(Data section):
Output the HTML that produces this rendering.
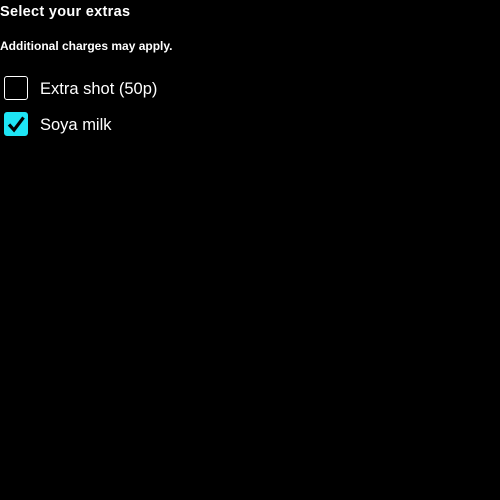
<!DOCTYPE html>
<html><head><style>
body{margin:0;background:#000;width:500px;height:500px;color:#fff;font-family:"Liberation Sans",sans-serif;}
.t{position:absolute;left:0;top:4px;font-size:14.5px;font-weight:bold;letter-spacing:0.3px}
.s{position:absolute;left:0;top:39px;font-size:12px;font-weight:bold}
.cb{position:absolute;left:4px;width:22px;height:22px;border:1px solid #fff;border-radius:3px}
.l{position:absolute;left:40px;font-size:16.5px}
</style></head><body>
<div class="t">Select your extras</div>
<div class="s">Additional charges may apply.</div>
<div class="cb" style="top:76px"></div>
<div class="l" style="top:80px">Extra shot (50p)</div>
<div class="cb" style="top:112px;background:#1ee5f5;border-color:#1ee5f5">
<svg width="22" height="22" viewBox="0 0 22 22"><path d="M4 11.5 L9 17 L18.5 4.5" fill="none" stroke="#000" stroke-width="3.2"/></svg></div>
<div class="l" style="top:116px">Soya milk</div>
</body></html>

(Written problem): Omit every picture, then reproduce the rest of the listing exactly.

(Exercise result):
Output the HTML that produces this rendering.
<!DOCTYPE html>
<html><head><style>
body{margin:0;background:#000;width:500px;height:500px;color:#fff;font-family:"Liberation Sans",sans-serif;}
.t{position:absolute;left:0;top:4px;font-size:14.5px;font-weight:bold;letter-spacing:0.3px}
.s{position:absolute;left:0;top:39px;font-size:12px;font-weight:bold}
.cb{position:absolute;left:4px;width:22px;height:22px;border:1px solid #fff;border-radius:3px}
.l{position:absolute;left:40px;font-size:16.5px}
</style></head><body>
<div class="t">Select your extras</div>
<div class="s">Additional charges may apply.</div>
<div class="cb" style="top:76px"></div>
<div class="l" style="top:80px">Extra shot (50p)</div>
<div class="cb" style="top:112px;background:#1ee5f5;border-color:#1ee5f5">
<svg width="22" height="22" viewBox="0 0 22 22"><path d="M4 11.5 L9 17 L18.5 4.5" fill="none" stroke="#000" stroke-width="3.2"/></svg></div>
<div class="l" style="top:116px">Soya milk</div>
</body></html>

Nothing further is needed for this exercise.